▶ **What you need to do**:
Copy each line below without leaving any out.

┏━━

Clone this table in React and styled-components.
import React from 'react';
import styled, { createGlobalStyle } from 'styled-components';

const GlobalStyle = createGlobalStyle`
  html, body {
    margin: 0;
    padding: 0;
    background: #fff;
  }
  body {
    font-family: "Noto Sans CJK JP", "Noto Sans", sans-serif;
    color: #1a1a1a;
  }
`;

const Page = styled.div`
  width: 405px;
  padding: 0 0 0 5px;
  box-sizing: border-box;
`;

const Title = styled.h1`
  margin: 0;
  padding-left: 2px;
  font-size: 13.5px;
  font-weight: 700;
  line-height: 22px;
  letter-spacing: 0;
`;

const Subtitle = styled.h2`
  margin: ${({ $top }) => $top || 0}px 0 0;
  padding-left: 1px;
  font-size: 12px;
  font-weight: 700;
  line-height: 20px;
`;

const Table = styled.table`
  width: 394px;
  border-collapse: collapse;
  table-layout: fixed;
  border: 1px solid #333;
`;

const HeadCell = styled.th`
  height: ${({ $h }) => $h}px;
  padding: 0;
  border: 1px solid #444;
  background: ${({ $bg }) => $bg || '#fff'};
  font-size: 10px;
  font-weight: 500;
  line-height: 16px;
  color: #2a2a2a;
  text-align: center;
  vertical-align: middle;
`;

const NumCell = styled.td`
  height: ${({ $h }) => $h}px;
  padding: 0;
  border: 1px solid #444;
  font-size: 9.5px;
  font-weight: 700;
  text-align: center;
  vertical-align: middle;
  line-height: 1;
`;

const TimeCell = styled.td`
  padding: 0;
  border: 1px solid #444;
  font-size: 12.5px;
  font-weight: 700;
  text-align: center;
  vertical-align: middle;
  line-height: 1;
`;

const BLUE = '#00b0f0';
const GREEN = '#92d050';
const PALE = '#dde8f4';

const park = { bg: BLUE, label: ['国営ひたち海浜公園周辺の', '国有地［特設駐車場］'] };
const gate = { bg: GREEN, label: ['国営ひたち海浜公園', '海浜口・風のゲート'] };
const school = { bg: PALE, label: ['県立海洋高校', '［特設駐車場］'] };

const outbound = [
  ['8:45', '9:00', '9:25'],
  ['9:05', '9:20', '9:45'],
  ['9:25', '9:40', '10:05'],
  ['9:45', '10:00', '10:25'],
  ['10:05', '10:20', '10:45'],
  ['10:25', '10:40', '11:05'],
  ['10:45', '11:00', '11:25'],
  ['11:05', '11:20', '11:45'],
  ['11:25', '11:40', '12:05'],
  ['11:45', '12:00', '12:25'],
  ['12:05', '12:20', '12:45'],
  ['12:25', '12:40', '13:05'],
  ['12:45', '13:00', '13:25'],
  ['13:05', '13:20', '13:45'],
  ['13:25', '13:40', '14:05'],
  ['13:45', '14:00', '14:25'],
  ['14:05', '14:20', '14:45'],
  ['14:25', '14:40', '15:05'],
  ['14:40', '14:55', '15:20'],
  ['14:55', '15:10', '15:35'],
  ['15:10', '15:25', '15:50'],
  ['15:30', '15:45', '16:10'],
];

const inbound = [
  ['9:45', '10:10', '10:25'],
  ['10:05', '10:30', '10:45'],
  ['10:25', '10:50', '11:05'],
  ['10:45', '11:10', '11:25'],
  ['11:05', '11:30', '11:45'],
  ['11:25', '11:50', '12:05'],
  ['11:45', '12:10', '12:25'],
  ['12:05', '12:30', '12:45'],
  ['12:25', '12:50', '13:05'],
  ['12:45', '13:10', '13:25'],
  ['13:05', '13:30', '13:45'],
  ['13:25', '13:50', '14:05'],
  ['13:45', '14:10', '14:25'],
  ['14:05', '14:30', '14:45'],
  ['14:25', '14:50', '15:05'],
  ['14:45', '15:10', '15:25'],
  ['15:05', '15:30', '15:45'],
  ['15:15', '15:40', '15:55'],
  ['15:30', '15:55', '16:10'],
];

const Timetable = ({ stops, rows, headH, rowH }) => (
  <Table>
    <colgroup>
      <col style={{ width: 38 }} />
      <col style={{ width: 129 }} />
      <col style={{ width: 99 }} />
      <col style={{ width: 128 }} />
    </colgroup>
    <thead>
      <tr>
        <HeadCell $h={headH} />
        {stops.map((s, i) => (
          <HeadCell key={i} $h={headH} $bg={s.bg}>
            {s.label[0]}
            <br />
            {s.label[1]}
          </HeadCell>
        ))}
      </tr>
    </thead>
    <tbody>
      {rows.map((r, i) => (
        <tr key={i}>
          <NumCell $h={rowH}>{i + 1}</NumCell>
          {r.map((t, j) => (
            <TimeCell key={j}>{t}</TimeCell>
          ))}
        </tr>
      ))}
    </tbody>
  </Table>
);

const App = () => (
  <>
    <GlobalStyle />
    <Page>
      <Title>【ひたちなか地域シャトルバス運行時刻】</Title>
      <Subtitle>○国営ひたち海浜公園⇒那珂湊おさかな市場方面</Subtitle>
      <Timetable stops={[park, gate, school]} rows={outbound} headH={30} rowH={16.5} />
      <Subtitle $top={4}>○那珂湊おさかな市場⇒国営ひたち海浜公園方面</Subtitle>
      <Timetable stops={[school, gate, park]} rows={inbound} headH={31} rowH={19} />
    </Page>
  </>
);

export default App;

┗━━

▶ **Output of the exercise**:
Clone this table in React and styled-components.
import React from 'react';
import styled, { createGlobalStyle } from 'styled-components';

const GlobalStyle = createGlobalStyle`
  html, body {
    margin: 0;
    padding: 0;
    background: #fff;
  }
  body {
    font-family: "Noto Sans CJK JP", "Noto Sans", sans-serif;
    color: #1a1a1a;
  }
`;

const Page = styled.div`
  width: 405px;
  padding: 0 0 0 5px;
  box-sizing: border-box;
`;

const Title = styled.h1`
  margin: 0;
  padding-left: 2px;
  font-size: 13.5px;
  font-weight: 700;
  line-height: 22px;
  letter-spacing: 0;
`;

const Subtitle = styled.h2`
  margin: ${({ $top }) => $top || 0}px 0 0;
  padding-left: 1px;
  font-size: 12px;
  font-weight: 700;
  line-height: 20px;
`;

const Table = styled.table`
  width: 394px;
  border-collapse: collapse;
  table-layout: fixed;
  border: 1px solid #333;
`;

const HeadCell = styled.th`
  height: ${({ $h }) => $h}px;
  padding: 0;
  border: 1px solid #444;
  background: ${({ $bg }) => $bg || '#fff'};
  font-size: 10px;
  font-weight: 500;
  line-height: 16px;
  color: #2a2a2a;
  text-align: center;
  vertical-align: middle;
`;

const NumCell = styled.td`
  height: ${({ $h }) => $h}px;
  padding: 0;
  border: 1px solid #444;
  font-size: 9.5px;
  font-weight: 700;
  text-align: center;
  vertical-align: middle;
  line-height: 1;
`;

const TimeCell = styled.td`
  padding: 0;
  border: 1px solid #444;
  font-size: 12.5px;
  font-weight: 700;
  text-align: center;
  vertical-align: middle;
  line-height: 1;
`;

const BLUE = '#00b0f0';
const GREEN = '#92d050';
const PALE = '#dde8f4';

const park = { bg: BLUE, label: ['国営ひたち海浜公園周辺の', '国有地［特設駐車場］'] };
const gate = { bg: GREEN, label: ['国営ひたち海浜公園', '海浜口・風のゲート'] };
const school = { bg: PALE, label: ['県立海洋高校', '［特設駐車場］'] };

const outbound = [
  ['8:45', '9:00', '9:25'],
  ['9:05', '9:20', '9:45'],
  ['9:25', '9:40', '10:05'],
  ['9:45', '10:00', '10:25'],
  ['10:05', '10:20', '10:45'],
  ['10:25', '10:40', '11:05'],
  ['10:45', '11:00', '11:25'],
  ['11:05', '11:20', '11:45'],
  ['11:25', '11:40', '12:05'],
  ['11:45', '12:00', '12:25'],
  ['12:05', '12:20', '12:45'],
  ['12:25', '12:40', '13:05'],
  ['12:45', '13:00', '13:25'],
  ['13:05', '13:20', '13:45'],
  ['13:25', '13:40', '14:05'],
  ['13:45', '14:00', '14:25'],
  ['14:05', '14:20', '14:45'],
  ['14:25', '14:40', '15:05'],
  ['14:40', '14:55', '15:20'],
  ['14:55', '15:10', '15:35'],
  ['15:10', '15:25', '15:50'],
  ['15:30', '15:45', '16:10'],
];

const inbound = [
  ['9:45', '10:10', '10:25'],
  ['10:05', '10:30', '10:45'],
  ['10:25', '10:50', '11:05'],
  ['10:45', '11:10', '11:25'],
  ['11:05', '11:30', '11:45'],
  ['11:25', '11:50', '12:05'],
  ['11:45', '12:10', '12:25'],
  ['12:05', '12:30', '12:45'],
  ['12:25', '12:50', '13:05'],
  ['12:45', '13:10', '13:25'],
  ['13:05', '13:30', '13:45'],
  ['13:25', '13:50', '14:05'],
  ['13:45', '14:10', '14:25'],
  ['14:05', '14:30', '14:45'],
  ['14:25', '14:50', '15:05'],
  ['14:45', '15:10', '15:25'],
  ['15:05', '15:30', '15:45'],
  ['15:15', '15:40', '15:55'],
  ['15:30', '15:55', '16:10'],
];

const Timetable = ({ stops, rows, headH, rowH }) => (
  <Table>
    <colgroup>
      <col style={{ width: 38 }} />
      <col style={{ width: 129 }} />
      <col style={{ width: 99 }} />
      <col style={{ width: 128 }} />
    </colgroup>
    <thead>
      <tr>
        <HeadCell $h={headH} />
        {stops.map((s, i) => (
          <HeadCell key={i} $h={headH} $bg={s.bg}>
            {s.label[0]}
            <br />
            {s.label[1]}
          </HeadCell>
        ))}
      </tr>
    </thead>
    <tbody>
      {rows.map((r, i) => (
        <tr key={i}>
          <NumCell $h={rowH}>{i + 1}</NumCell>
          {r.map((t, j) => (
            <TimeCell key={j}>{t}</TimeCell>
          ))}
        </tr>
      ))}
    </tbody>
  </Table>
);

const App = () => (
  <>
    <GlobalStyle />
    <Page>
      <Title>【ひたちなか地域シャトルバス運行時刻】</Title>
      <Subtitle>○国営ひたち海浜公園⇒那珂湊おさかな市場方面</Subtitle>
      <Timetable stops={[park, gate, school]} rows={outbound} headH={30} rowH={16.5} />
      <Subtitle $top={4}>○那珂湊おさかな市場⇒国営ひたち海浜公園方面</Subtitle>
      <Timetable stops={[school, gate, park]} rows={inbound} headH={31} rowH={19} />
    </Page>
  </>
);

export default App;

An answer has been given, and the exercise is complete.